Mi vecina asintió con la cabeza. Señaló a una mujer de treinta y tantos años, vestida sobriamente, y me dijo que se llamaba Shelley. Su hijo Tom, de 18 años, había ingresado con lesiones en la cabeza luego de un pleito fuera de un club nocturno.

—Soy su cuñada —añadió mi vecina—, y aquellas son sus hermanas, pero la mayoría son primos y sobrinos hasta en quinto grado. Están a punto de llegar otros 100 familiares provenientes de todo el país.

 —Nos gusta hablar de nuestras cosas —me comentó una anciana, y añadió—: ¿Puedo darle mi número telefónico? Tiene usted cara de persona con suerte; creo que va a ganarse la lotería. Le daré mi número ¡para que me envíe parte del premio!

De pronto, caí en la cuenta.

—Por casualidad, ¿todos ustedes son gitanos? —pregunté.

—Sí, la mayoría de nosotros lo somos —respondió la mujer sentada a mi lado—. ¿Cómo lo supo?

Mencioné Mi gran boda gitana, una serie documental que habían pasado recientemente en la televisión.

—Bueno, no nos hace justicia —señaló—. No todos tenemos ese tipo de bodas. La semana pasada celebramos una, y la novia llevaba un vestido sencillo y encantador.

Me mostró una foto de varias señoras vestidas elegantemente. Seguí charlando con las mujeres, incluida Shelley. Les conté sobre mi hijo, y casi al instante me hicieron sentir parte de su grupo. Parecían tener una compasión natural e interés por Elias, en parte porque ellas también estaban sufriendo la angustia de llegar a perder un hijo o un pariente y, pensé, debido a la historia de sufrimientos y marginación de los gitanos.

En los dos días siguientes llegaron más familiares; se reunían en las cafeterías, en otras salas de espera y en los jardines. Aquello empezó a parecer una asamblea del clan, pero las mujeres no me excluyeron. Una mañana salí del consultorio del médico con lágrimas en los ojos, tras enterarme de un cambio repentino y potencialmente peligroso en el ritmo cardiaco de mi hijo. Shelley me abrazó de inmediato, y otra gitana corrió a prepararme una taza de té.

—No te preocupes, estaremos aquí  para apoyarte —me dijo Shelley.

Mientras los días pasaban y el estado de Elias mejoraba poco a poco, las mujeres me brindaron apoyo, ya fuera con una mirada, una palabra o un gesto de solidaridad. Preguntas como “¿Ya le quitaron el respirador?”, “¿Cómo se encuentra hoy?” o “¿Está comiendo?” podrían no parecer mucho, pero demostraban que mi dolor se había convertido en el dolor de ellas, y yo necesitaba escucharlas.

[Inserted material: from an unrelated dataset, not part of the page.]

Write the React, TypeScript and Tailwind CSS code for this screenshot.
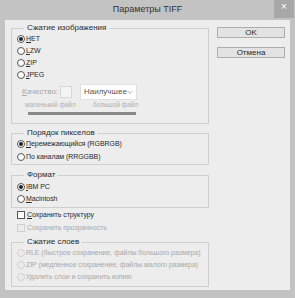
import React, { useState } from 'react';

const font = { fontFamily: '"Liberation Sans", Arial, sans-serif' };

const Radio: React.FC<{ checked?: boolean; disabled?: boolean; label: React.ReactNode; className?: string }> = ({
  checked,
  disabled,
  label,
  className = '',
}) => (
  <div className={`flex items-center h-[12px] ${className}`}>
    <span
      className={`shrink-0 w-[8px] h-[8px] rounded-full border flex items-center justify-center ${
        disabled ? 'border-[#cfcfcf] bg-[#ececec]' : 'border-[#555] bg-white'
      }`}
    >
      {checked && <span className="w-[4px] h-[4px] rounded-full bg-[#222]" />}
    </span>
    <span
      className={`ml-[1px] whitespace-nowrap text-[7px] tracking-[-0.05px] ${
        disabled ? 'text-[#a8a8a8]' : 'text-[#2a2a2a]'
      }`}
    >
      {label}
    </span>
  </div>
);

const Group: React.FC<{ title: string; className?: string; children: React.ReactNode }> = ({
  title,
  className = '',
  children,
}) => (
  <fieldset className={`border border-[#cfcfcf] w-[198px] min-w-0 pl-[5px] ${className}`}>
    <legend className="ml-[7px] px-[3px] leading-[10px] text-[#2a2a2a]">{title}</legend>
    {children}
  </fieldset>
);

export default function App() {
  const [compression] = useState('none');

  return (
    <div className="w-[295px] h-[298px] bg-[#c3c3c3] flex flex-col text-[8px]" style={font}>
      <div className="h-[20px] relative flex items-center justify-center">
        <span className="text-[9px] text-[#333]">Параметры TIFF</span>
        <div className="absolute right-[1px] top-0 w-[20px] h-[18px] bg-[#a7a7a7] flex items-start justify-center pt-[1px] text-white text-[10px] leading-[12px]">
          ×
        </div>
      </div>

      <div className="mx-[5px] h-[270px] bg-[#ededed] flex">
        <div className="w-[204px] shrink-0 pl-[6px] pt-[3px] flex flex-col">
          <Group title="Сжатие изображения" className="pb-[8px]">
            <Radio checked={compression === 'none'} label={<><u>Н</u>ЕТ</>} />
            <Radio label={<><u>L</u>ZW</>} />
            <Radio label={<><u>Z</u>IP</>} />
            <Radio label={<><u>J</u>PEG</>} />
            <div className="flex items-center h-[16px] mt-[3px] text-[#a8a8a8]">
              <span className="ml-[5px] w-[38px]">
                <u>К</u>ачество:
              </span>
              <span className="w-[12px] h-[12px] border border-[#d8d8d8] bg-[#f4f4f4]" />
              <div className="ml-[8px] w-[57px] h-[16px] bg-white border border-[#e0e0e0] flex items-center justify-between px-[3px] text-[#555]">
                <span>Наилучшее</span>
                <svg width="7" height="5" viewBox="0 0 7 5">
                  <path d="M1 1 L3.5 3.5 L6 1" fill="none" stroke="#999" strokeWidth="1" />
                </svg>
              </div>
            </div>
            <div className="flex justify-between h-[10px] items-center w-[113px] ml-[8px] text-[6.5px] text-[#b0b0b0]">
              <span>маленький файл</span>
              <span>большой файл</span>
            </div>
            <div className="ml-[11px] mt-[2px] w-[108px] h-[3px] bg-[#8a8a8a]" />
          </Group>

          <Group title="Порядок пикселов" className="mt-[4px] pb-[1px]">
            <Radio checked label={<><u>П</u>еремежающийся (RGBRGB)</>} />
            <Radio className="mt-[1px]" label={<>По каналам (RRGGBB)</>} />
          </Group>

          <Group title="Формат" className="mt-[5px] pb-[2px]">
            <Radio checked className="mt-[1px]" label={<><u>I</u>BM PC</>} />
            <Radio label={<><u>M</u>acintosh</>} />
          </Group>

          <div className="pl-[6px] mt-[1px] text-[7px] tracking-[-0.05px]">
            <div className="flex items-center h-[12px]">
              <span className="w-[8px] h-[8px] border border-[#555] bg-white" />
              <span className="ml-[2px] text-[#2a2a2a]">
                <u>С</u>охранить структуру
              </span>
            </div>
            <div className="flex items-center h-[12px] mt-[1px]">
              <span className="w-[8px] h-[8px] border border-[#d0d0d0] bg-[#ececec]" />
              <span className="ml-[2px] text-[#a8a8a8]">Сохранить прозрачность</span>
            </div>
          </div>

          <Group title="Сжатие слоев" className="mt-[3px] pb-[3px]">
            <Radio disabled label="RLE (быстрое сохранение, файлы большого размера)" />
            <Radio disabled label="ZIP (медленное сохранение, файлы малого размера)" />
            <Radio disabled label="Удалить слои и сохранить копию" />
          </Group>
        </div>

        <div className="ml-[8px] pt-[7px] flex flex-col gap-[9px]">
          <button className="w-[68px] h-[11px] bg-[#e3e3e3] border border-[#adadad] text-[#2a2a2a] leading-[9px]">
            OK
          </button>
          <button className="w-[68px] h-[11px] bg-[#e3e3e3] border border-[#adadad] text-[#2a2a2a] leading-[9px]">
            Отмена
          </button>
        </div>
      </div>
    </div>
  );
}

Lo que distinguía a los gitanos de casi todas las demás personas que esperaban en las salas, sumidas en sus pensamientos, era que su enorme grupo de apoyo mutuo (y quizá su historia y experiencias personales en tiempos difíciles) les permitía seguir realizando actividades cotidianas como charlar, comer y coquetear.

Por supuesto, Shelley y yo pasamos mucho tiempo hablando de nuestros hijos —Tom tenía una inflamación cerebral que amenazaba con provocarle una hemorragia—, pero también hablábamos sobre ir de compras, de las preciosas manicuras de las gitanas y sobre los empleos que tenían muchas de ellas.